When the storms come we get up, we talk back to the sinful grumbling mind. We tell ourselves to stop grumbling and get up and walk. The Spirit of Jesus us gives the command-to trust, to believe it really all is good- and we act that miracle.
Miracle, or Best Fed Dog?
But put on the Lord Jesus Christ, and make no provision for the flesh, to gratify its desires.
Romans 13:14 Much ado about a little storm and your upset plans one afternoon, you mumble. Granted.

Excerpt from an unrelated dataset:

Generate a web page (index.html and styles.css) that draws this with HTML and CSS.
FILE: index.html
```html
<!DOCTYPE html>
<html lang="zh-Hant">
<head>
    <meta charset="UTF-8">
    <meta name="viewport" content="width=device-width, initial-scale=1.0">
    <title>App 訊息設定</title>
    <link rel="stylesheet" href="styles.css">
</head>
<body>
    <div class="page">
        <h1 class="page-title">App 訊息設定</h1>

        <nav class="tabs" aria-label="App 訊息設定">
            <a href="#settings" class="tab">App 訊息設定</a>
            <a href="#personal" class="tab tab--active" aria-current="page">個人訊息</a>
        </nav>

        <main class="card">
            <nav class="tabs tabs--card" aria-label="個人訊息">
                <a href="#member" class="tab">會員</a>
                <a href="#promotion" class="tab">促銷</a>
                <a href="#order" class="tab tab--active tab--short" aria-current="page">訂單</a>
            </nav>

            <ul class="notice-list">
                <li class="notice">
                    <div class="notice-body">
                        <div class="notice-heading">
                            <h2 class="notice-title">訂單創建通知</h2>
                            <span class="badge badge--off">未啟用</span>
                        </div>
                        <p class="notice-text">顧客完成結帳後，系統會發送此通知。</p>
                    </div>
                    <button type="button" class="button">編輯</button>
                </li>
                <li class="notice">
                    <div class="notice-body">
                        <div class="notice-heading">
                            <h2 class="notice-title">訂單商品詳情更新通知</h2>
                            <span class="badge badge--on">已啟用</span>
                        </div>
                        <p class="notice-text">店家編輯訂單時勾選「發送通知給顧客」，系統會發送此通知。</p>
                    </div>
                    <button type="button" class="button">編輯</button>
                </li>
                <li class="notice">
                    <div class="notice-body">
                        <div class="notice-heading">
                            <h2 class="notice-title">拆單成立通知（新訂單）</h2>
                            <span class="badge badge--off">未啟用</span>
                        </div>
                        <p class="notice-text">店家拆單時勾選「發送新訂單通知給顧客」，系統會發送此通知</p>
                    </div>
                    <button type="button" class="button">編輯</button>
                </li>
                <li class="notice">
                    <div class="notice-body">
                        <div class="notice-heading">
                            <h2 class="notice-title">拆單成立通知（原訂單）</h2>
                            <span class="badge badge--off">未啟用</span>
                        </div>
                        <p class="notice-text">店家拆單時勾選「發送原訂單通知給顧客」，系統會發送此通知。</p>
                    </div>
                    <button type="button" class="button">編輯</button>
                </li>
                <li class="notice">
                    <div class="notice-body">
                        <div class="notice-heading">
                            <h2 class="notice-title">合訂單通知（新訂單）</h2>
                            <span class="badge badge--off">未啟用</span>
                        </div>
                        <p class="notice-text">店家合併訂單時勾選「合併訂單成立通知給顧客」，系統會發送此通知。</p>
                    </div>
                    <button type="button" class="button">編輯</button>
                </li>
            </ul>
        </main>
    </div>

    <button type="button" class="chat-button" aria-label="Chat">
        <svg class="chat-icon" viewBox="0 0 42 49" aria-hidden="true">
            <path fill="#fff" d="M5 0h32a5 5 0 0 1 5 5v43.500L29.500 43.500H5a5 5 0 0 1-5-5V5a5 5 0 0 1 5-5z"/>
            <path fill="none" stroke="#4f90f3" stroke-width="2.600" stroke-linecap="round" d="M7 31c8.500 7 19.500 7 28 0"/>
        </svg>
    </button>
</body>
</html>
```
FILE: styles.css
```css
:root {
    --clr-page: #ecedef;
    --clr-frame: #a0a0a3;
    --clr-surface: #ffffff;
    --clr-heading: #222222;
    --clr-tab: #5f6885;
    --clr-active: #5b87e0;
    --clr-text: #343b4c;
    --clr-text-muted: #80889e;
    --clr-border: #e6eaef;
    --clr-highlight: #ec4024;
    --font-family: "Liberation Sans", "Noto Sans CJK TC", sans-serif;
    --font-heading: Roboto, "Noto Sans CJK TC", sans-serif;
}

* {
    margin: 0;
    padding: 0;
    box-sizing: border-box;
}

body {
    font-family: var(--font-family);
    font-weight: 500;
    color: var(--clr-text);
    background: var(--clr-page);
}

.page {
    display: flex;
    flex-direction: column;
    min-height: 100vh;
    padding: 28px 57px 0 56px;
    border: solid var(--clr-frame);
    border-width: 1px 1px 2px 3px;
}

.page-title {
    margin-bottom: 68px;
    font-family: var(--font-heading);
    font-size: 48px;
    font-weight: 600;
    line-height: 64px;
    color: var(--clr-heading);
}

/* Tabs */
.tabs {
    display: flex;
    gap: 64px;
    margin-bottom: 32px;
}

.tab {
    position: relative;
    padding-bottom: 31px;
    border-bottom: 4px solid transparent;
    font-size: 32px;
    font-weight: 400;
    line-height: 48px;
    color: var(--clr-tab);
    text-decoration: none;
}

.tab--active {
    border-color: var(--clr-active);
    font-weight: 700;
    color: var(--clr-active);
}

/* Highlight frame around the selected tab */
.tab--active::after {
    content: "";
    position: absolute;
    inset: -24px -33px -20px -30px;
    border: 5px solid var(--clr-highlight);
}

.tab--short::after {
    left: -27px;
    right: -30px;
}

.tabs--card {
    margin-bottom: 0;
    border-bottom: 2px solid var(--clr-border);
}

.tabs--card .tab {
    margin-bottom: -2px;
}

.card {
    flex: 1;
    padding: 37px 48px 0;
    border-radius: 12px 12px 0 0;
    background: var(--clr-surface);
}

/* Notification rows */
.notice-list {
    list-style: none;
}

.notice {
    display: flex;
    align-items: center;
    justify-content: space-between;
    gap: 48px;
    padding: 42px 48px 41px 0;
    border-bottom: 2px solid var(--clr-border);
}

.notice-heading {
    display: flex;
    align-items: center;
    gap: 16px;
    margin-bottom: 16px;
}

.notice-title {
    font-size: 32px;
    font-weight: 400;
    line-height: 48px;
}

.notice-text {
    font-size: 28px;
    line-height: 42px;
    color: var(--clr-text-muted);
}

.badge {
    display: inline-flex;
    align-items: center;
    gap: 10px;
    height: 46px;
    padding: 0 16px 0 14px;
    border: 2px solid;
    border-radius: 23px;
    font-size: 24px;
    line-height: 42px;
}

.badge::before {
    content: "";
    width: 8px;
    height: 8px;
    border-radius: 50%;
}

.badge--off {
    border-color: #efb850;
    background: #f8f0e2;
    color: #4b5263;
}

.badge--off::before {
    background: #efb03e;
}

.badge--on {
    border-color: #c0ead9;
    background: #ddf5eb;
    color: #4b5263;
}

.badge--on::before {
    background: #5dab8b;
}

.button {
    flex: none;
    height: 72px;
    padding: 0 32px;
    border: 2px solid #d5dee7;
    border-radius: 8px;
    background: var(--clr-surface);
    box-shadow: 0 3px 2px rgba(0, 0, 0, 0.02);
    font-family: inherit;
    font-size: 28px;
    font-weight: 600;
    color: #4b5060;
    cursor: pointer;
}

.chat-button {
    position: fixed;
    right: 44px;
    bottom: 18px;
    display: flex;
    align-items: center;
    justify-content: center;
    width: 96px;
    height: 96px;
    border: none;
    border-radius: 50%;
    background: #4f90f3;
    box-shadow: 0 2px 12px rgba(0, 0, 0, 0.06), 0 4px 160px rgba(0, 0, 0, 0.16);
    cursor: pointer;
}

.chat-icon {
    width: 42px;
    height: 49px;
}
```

Because in a way, what happened Thursday was just a little overflow of the Spirit at work inside, bringing God’s truth to mind. It doesn’t make for a miracle. I mean, I’ve been memorizing Ephesians 5 for a month now. So in a way my go with the flow was just proof that if you starve the “my-time, flesh dog” and feed the good, renewed-mind dog, the stronger dog will win.
True enough. The fisherman won every bet. Nothing supernatural here.
Or is there?
Because really, the “best fed dog wins” answer just kicks the miracle question down the road. It really just begs another. Maybe the greater miracle than a mind that minds is that anyone at all would have eyes to see God’s glory and freely want to do his will?
Maybe the greater miracle is that anyone of us would choose to feed the calm, meek dog that’s forever at odds with selfish, my-time me?
Maybe the greater miracle is that God would give any of us eyes to see the light of the Gospel of the glory of Christ, who is the image of God. That He would shine that light through the our little storms so that we’d even want to feed the good dog. And that, if we did, Christ would give us his mind.
I- swim-upstream, fight-storm-with-storm, Type-A agenda-maker and plan-pusher- for one, think it is.
To set the mind on the flesh is death, but to set the mind on the Spirit is life and peace.
“For who has understood the mind of the Lord so as to instruct him?”